REUTERS
Residences of Mabvuku fetch water from unprotected sources in Harare. Commentators say Zimbabwean people must not be blackmailed by the ruling party into accepting changes in the draft constitution.
After much ominous rumbling behind the scenes, the militants in Zanu-PF’s Politburo have finally spoken publicly about their reservations on the draft Zimbabwe constitution.
They have objected to some fundamental clauses which their own negotiation team agreed to after long, expensive and difficult negotiations with Zanu-PF’s partners in the coalition government..
Those coalition partners, Prime Minister Morgan Tsvangirai’s Movement for Democratic Change (MDC) and Welshman Ncube’s smaller MDC, have agreed to the draft charter, assessing it as a compromise and a “process rather than an event”.

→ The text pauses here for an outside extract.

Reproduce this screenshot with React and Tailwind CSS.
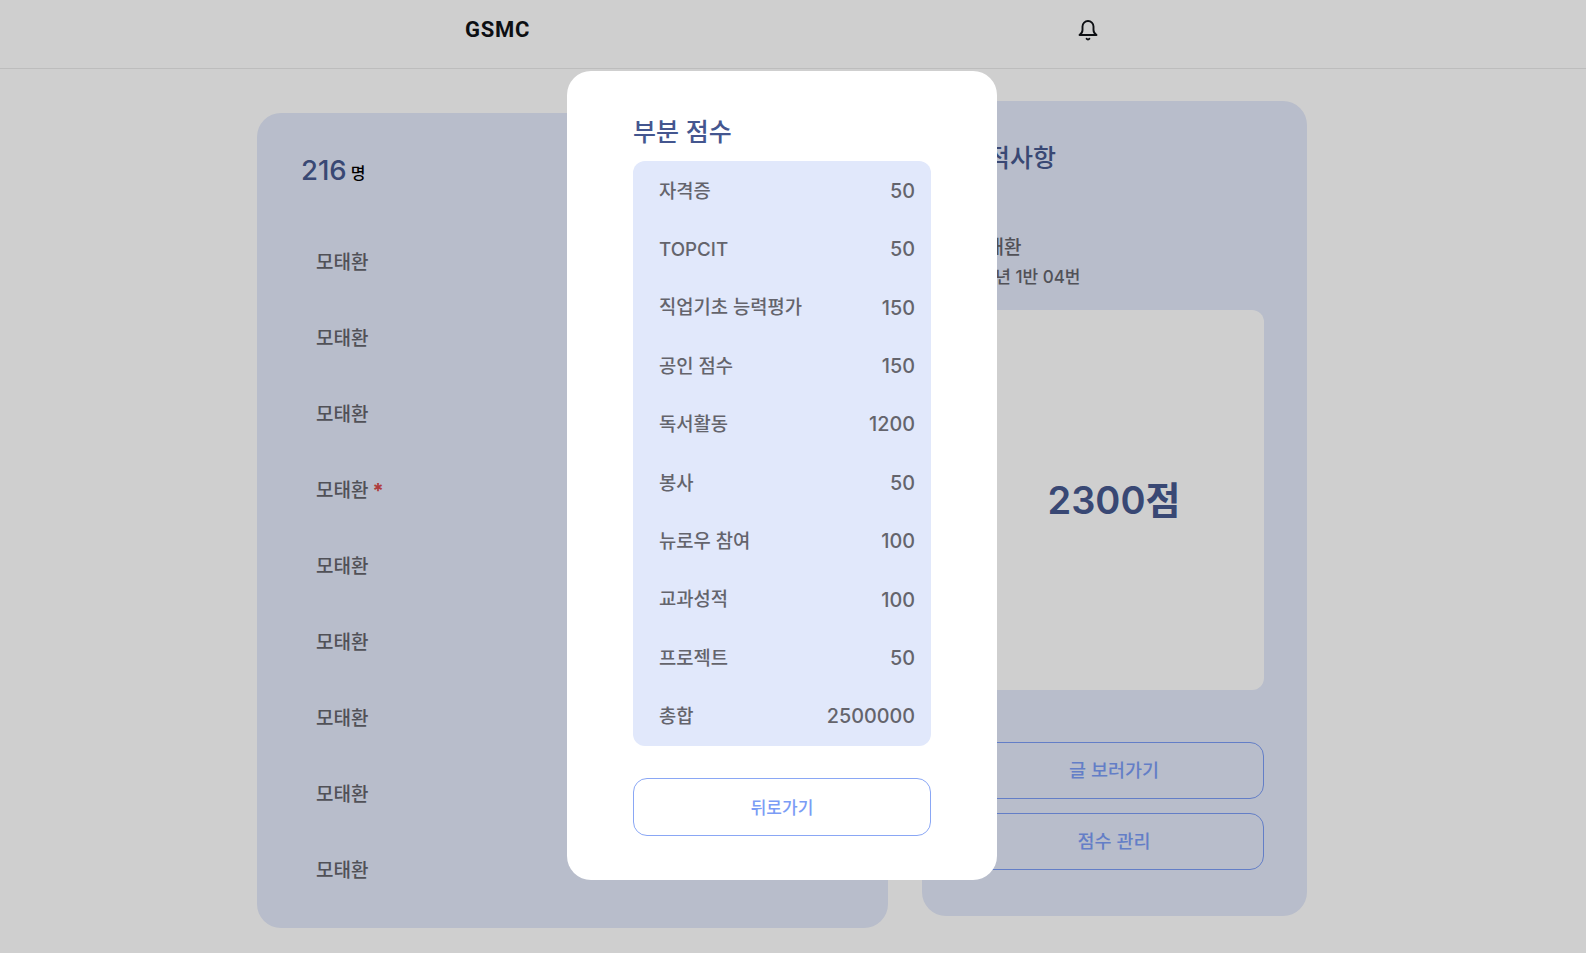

Zanu-PF chief negotiator and Justice Minister Patrick Chinamasa, speaking after the politburo meeting, said his colleagues “want to engage its coalition parties on national objectives and foundations”.
The militants mainly want the constitutional negotiators to revisit clauses relating to the appointment of provincial governors; the establishment of the constitutional court; the deployment of defence forces outside the country and the proposed restructuring of the attorney-general’s office.
The draft charter would stipulate that the powerful provincial governors, at present all active members of Zanu -PF, should be allocated instead to different parties in proportion to the parliamentary seats each wins.
Under that system, the MDCs, which won 50 percent of the vote at the last election in 2008, would have roughly half the 10 governships.
Zanu-PF had already agreed to that formula when President Robert Mugabe and the two MDC leaders signed the 2008 Global Political Agreement to set up the coalition government.
But Mugabe and Zanu-PF defied the agreement and appointed their own governors.
The present constitutional court is presently a special sitting of the Supreme Court, while the draft constitution says three more judges must be appointed to that bench which would serve for seven years.
Legal experts believe the extra judges would be more independent than most of the present clutch appointed by Mugabe.
Most judges appointed to the high court and supreme court are beneficiaries of white-owned farms and other wealth handed out by Zanu-PF to carefully chosen party favourites from 2000.
Draft
The draft constitution agreed to two weeks ago by a multiparty parliamentary committee says that the next president of Zimbabwe may not send troops to war outside the country without parliamentary assent. Zanu-PF militants object to this.
The last time Zimbabwe went to war was when Mugabe secretly deployed troops and the airforce in 1998 to rescue then President Laurent Kabila of the DRC. That adventure aggravated Zimbabwe’s already dire public finances although military officers reportedly profited from it.
Another objection of the Zanu-PF militants is that the Attorney-General’s office should be divided in two with a new independent national prosecuting authority.
The present Attorney-General, Johannes Tomana, also received a free farm and is a partisan of Zanu-PF and has ordered the arrests of hundreds of MDC officials, including cabinet ministers and local councillors.
Several commentators who oppose Zanu-PF have also criticised the draft constitution for opposite reasons, saying it betrays important principles which launched the MDC nearly 13 years ago in opposition to Zanu-PF.
Zimbabwe lawyer and legal and constitutional analyst Derek Matyszak wrote last week: “The latest draft restores the unfettered power of the president to appoint service chiefs, representing a massive compromise by the MDC parties.
“In fact, the draft leaves virtually all of the vast powers vested in the president intact and little different from those under the current constitution.”
Dale Dore, a land analyst and human rights activist agreed, writing last week that the people of Zimbabwe should not be blackmailed into accepting “this rickety and leaky ferry” and should sink it if necessary “and start afresh with a sturdy and seaworthy vessel of state that can confidently withstand the constitutional gales and storms that lie ahead”.
Some commentators in the press have also dismissed the draft charter, saying it was a waste of the more than R360 million it cost to negotiate it.
Others, such as Education Minister David Coltart, part of Ncube’s MDC party, while lamenting parts of the draft and the “racial discrimination” over rural land said: “There is no other option” but to support the draft which should go to a referendum within a few months.
Negotiations for the draft broke down regularly and huge compromises were made, mainly by the MDC, not least in its acceptance of a lack of any substantial security sector reform.The iron grip which Zanu -PF has on the security forces is considered to be one of the main obstacles to real democracy.